Export deliveries from Lappeenranta sawmill leave via the Port of Hamina, the Port of Mussalo in Kotka, or the Port of Kaskinen. The most distant deliveries are to Japan, a voyage that takes six weeks.
Safety at work at Lappeenranta sawmill is world-class.
Merikarvia is a small municipality in the Satakunta region on the shore of the Bothnian Sea. The municipality of 3,000 inhabitants boasts a diverse economic structure. Local livelihoods come from metal and plastic products, agriculture, and fishing.
The municipality’s largest private employer is Metsä Fibre, which employs 74 wood processing professionals at its pine sawmill.
The Finnish sawmill industry has typically developed far from growth centres, close to forests and waterways. In many municipalities, residential areas have grown up around the sawmill. Its operations create other local businesses.
“In towns with a sawmill, everyone knows at least one person working at the sawmill, and many people enjoy long careers at the mill. Last year, we gave an award to someone who had worked for us for 45 years,” says Mikko Lintula, Mill Manager of Merikarvia sawmill.

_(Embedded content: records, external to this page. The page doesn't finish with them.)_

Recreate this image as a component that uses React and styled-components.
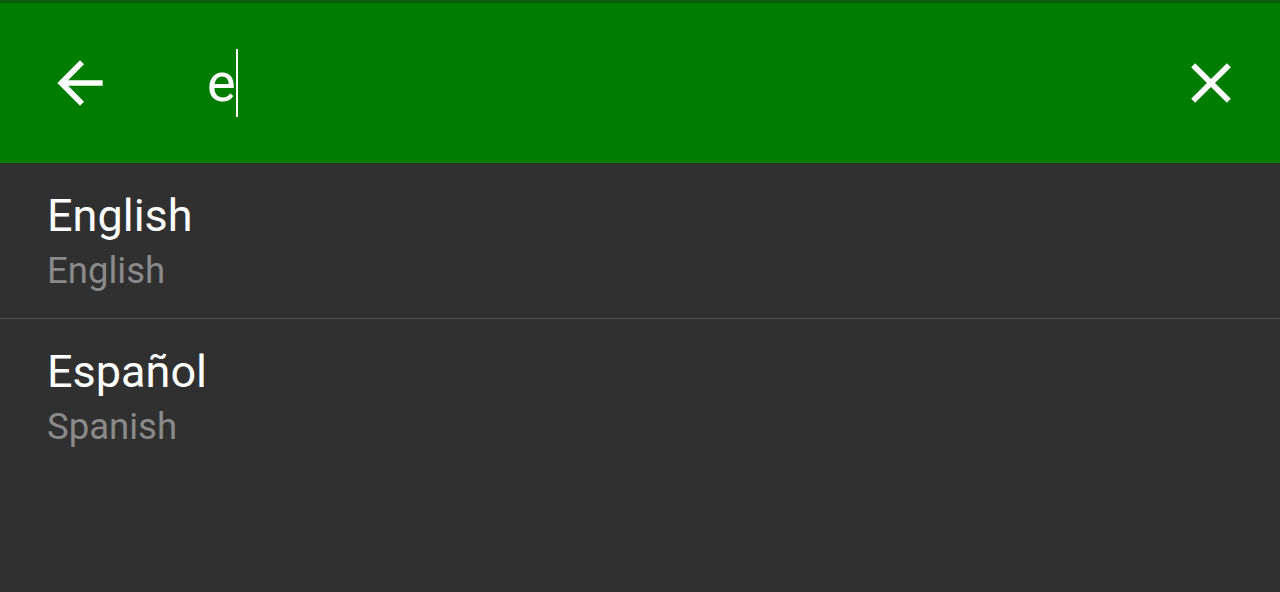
import React from 'react'
import styled, { createGlobalStyle } from 'styled-components'

const Global = createGlobalStyle`
  html, body {
    margin: 0;
    padding: 0;
    background: #303030;
    font-family: Roboto, "Noto Sans", "Liberation Sans", sans-serif;
  }
`

const Page = styled.div`
  width: 1280px;
  height: 592px;
  background: #303030;
  overflow: hidden;
`

const SearchBar = styled.header`
  height: 160px;
  border-top: 3px solid #0b5d0b;
  background: #007c00;
  display: flex;
  align-items: center;
  padding: 0 35px 0 46px;
  box-sizing: content-box;
`

const IconButton = styled.button`
  width: 68px;
  height: 68px;
  padding: 0;
  border: none;
  background: none;
  display: flex;
  align-items: center;
  justify-content: center;
  svg {
    width: 68px;
    height: 68px;
    fill: #ffffff;
  }
`

const Query = styled.div`
  flex: 1;
  margin-left: 93px;
  display: flex;
  align-items: center;
  color: #ffffff;
  font-size: 54px;
  line-height: 68px;
`

const Caret = styled.span`
  display: inline-block;
  width: 2px;
  height: 68px;
  background: #ffffff;
  margin-left: 0;
`

const List = styled.ul`
  list-style: none;
  margin: 0;
  padding: 0;
`

const Item = styled.li`
  padding: 27px 47px;
  border-bottom: ${p => (p.last ? 'none' : '1px solid #555555')};
`

const Title = styled.div`
  font-size: 45px;
  line-height: 52px;
  color: #ffffff;
`

const Subtitle = styled.div`
  margin-top: 9px;
  font-size: 36.5px;
  line-height: 40px;
  color: #8a8a8a;
`

const BackIcon = () => (
  <svg viewBox="0 0 24 24">
    <path d="M20 11H7.83l5.59-5.59L12 4l-8 8 8 8 1.41-1.41L7.83 13H20v-2z" />
  </svg>
)

const CloseIcon = () => (
  <svg viewBox="0 0 24 24">
    <path d="M19 6.41L17.59 5 12 10.59 6.41 5 5 6.41 10.59 12 5 17.59 6.41 19 12 13.41 17.59 19 19 17.59 13.41 12z" />
  </svg>
)

const languages = [
  { name: 'English', label: 'English' },
  { name: 'Español', label: 'Spanish' },
]

const App = () => (
  <Page>
    <Global />
    <SearchBar>
      <IconButton><BackIcon /></IconButton>
      <Query>
        e<Caret />
      </Query>
      <IconButton><CloseIcon /></IconButton>
    </SearchBar>
    <List>
      {languages.map((l, i) => (
        <Item key={l.name} last={i === languages.length - 1}>
          <Title>{l.name}</Title>
          <Subtitle>{l.label}</Subtitle>
        </Item>
      ))}
    </List>
  </Page>
)

export default App
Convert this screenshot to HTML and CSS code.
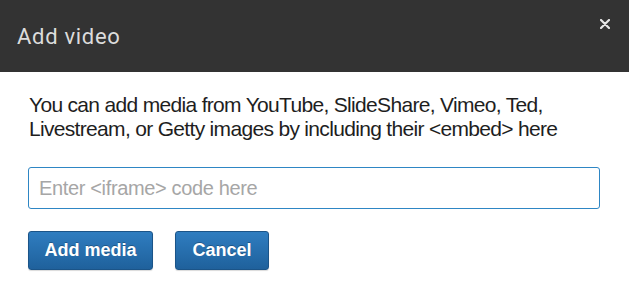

Among the personnel, Metsä Fibre has a reputation for taking care of its employees. This may explain why the first stage of recruiting for Rauma sawmill attracted over 600 applications.
What role do employees play in the quality of sawn timber? This is something all the mill managers of Metsä Fibre’s sawmills agree on.
Even the most modern sawline cannot operate without people who anticipate the need for blade changes to ensure high quality and who know the customers’ processes and requirements. Their professional approach helped ensure that Lappeenranta sawmill had gone without a single accident for 700 days at the time of this interview.
No wonder, then, that all the mill managers, independently gave the same answer to the last question – “What is your greatest source of pride at the sawmill?”
“I am very proud of our good and professional employees.”
“My answer is: our employees. They stand for everything we do.”